Provided data:

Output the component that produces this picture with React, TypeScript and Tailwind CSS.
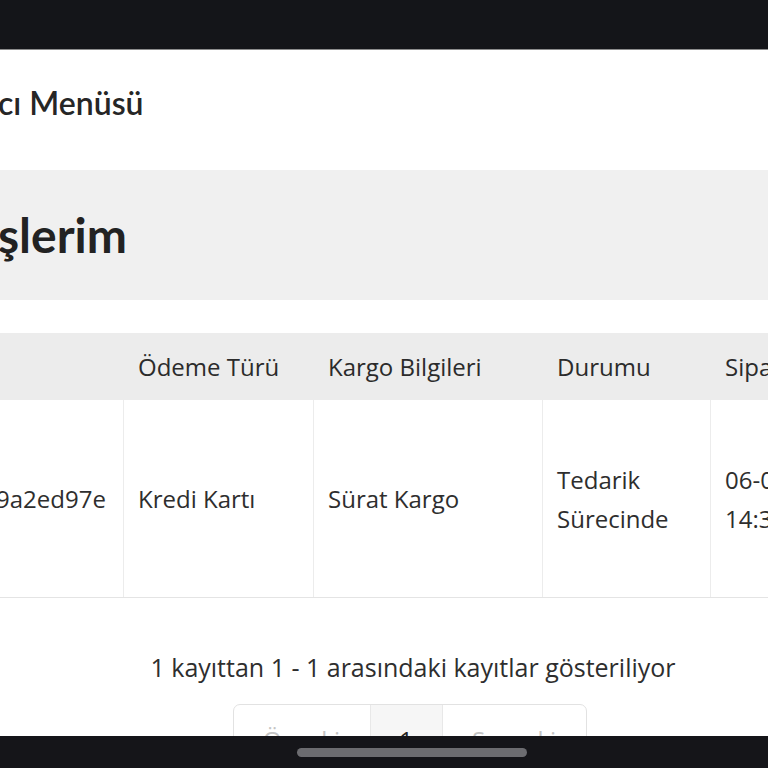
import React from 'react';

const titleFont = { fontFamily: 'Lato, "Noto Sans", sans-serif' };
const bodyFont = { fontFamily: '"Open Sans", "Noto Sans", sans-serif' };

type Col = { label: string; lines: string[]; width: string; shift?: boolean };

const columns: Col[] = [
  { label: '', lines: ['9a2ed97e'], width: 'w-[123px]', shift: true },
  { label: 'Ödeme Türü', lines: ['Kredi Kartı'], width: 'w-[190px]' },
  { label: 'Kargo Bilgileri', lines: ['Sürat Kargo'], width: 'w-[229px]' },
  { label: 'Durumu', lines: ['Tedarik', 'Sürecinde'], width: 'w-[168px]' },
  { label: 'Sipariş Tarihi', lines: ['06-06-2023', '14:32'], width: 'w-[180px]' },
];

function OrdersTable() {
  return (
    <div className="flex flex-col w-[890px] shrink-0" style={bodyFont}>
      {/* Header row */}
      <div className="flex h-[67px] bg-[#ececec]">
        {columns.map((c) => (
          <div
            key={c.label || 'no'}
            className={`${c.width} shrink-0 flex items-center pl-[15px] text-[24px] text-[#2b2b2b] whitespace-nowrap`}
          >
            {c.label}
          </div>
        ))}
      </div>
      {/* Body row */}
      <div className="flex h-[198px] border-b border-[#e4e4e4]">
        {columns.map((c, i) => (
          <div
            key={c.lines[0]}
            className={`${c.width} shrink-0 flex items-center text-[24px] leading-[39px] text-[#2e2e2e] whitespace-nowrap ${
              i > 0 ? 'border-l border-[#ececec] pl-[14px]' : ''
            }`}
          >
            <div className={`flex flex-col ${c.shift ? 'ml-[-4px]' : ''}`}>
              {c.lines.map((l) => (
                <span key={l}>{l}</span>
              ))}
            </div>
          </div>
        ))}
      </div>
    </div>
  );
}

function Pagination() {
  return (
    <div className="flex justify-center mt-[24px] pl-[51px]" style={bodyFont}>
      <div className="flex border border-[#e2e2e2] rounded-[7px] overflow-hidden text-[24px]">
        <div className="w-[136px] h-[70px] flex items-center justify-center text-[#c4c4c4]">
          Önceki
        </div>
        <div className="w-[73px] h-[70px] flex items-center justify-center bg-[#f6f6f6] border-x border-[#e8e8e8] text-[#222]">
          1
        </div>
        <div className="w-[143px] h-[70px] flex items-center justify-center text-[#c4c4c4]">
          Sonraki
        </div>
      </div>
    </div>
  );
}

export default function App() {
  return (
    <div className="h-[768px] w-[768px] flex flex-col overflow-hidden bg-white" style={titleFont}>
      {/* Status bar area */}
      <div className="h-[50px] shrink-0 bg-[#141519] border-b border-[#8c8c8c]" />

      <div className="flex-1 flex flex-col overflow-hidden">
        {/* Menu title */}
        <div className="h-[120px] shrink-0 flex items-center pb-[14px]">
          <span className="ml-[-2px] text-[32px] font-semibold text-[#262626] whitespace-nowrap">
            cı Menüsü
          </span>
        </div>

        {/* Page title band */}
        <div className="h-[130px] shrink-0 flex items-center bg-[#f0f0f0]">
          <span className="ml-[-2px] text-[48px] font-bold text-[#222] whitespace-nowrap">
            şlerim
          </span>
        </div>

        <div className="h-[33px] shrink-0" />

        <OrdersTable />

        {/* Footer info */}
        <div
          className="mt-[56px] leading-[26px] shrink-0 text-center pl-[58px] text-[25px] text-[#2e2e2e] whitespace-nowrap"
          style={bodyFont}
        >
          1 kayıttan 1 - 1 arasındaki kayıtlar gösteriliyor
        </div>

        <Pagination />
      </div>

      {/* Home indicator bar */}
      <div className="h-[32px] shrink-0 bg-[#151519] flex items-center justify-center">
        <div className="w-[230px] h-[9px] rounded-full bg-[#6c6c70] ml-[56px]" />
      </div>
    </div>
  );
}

Written request: Leave the pictures out and reproduce exactly the lines from the top of the listing above through the line with "import React from 'react';".

Solution to the exercise:
Output the component that produces this picture with React, TypeScript and Tailwind CSS.
import React from 'react';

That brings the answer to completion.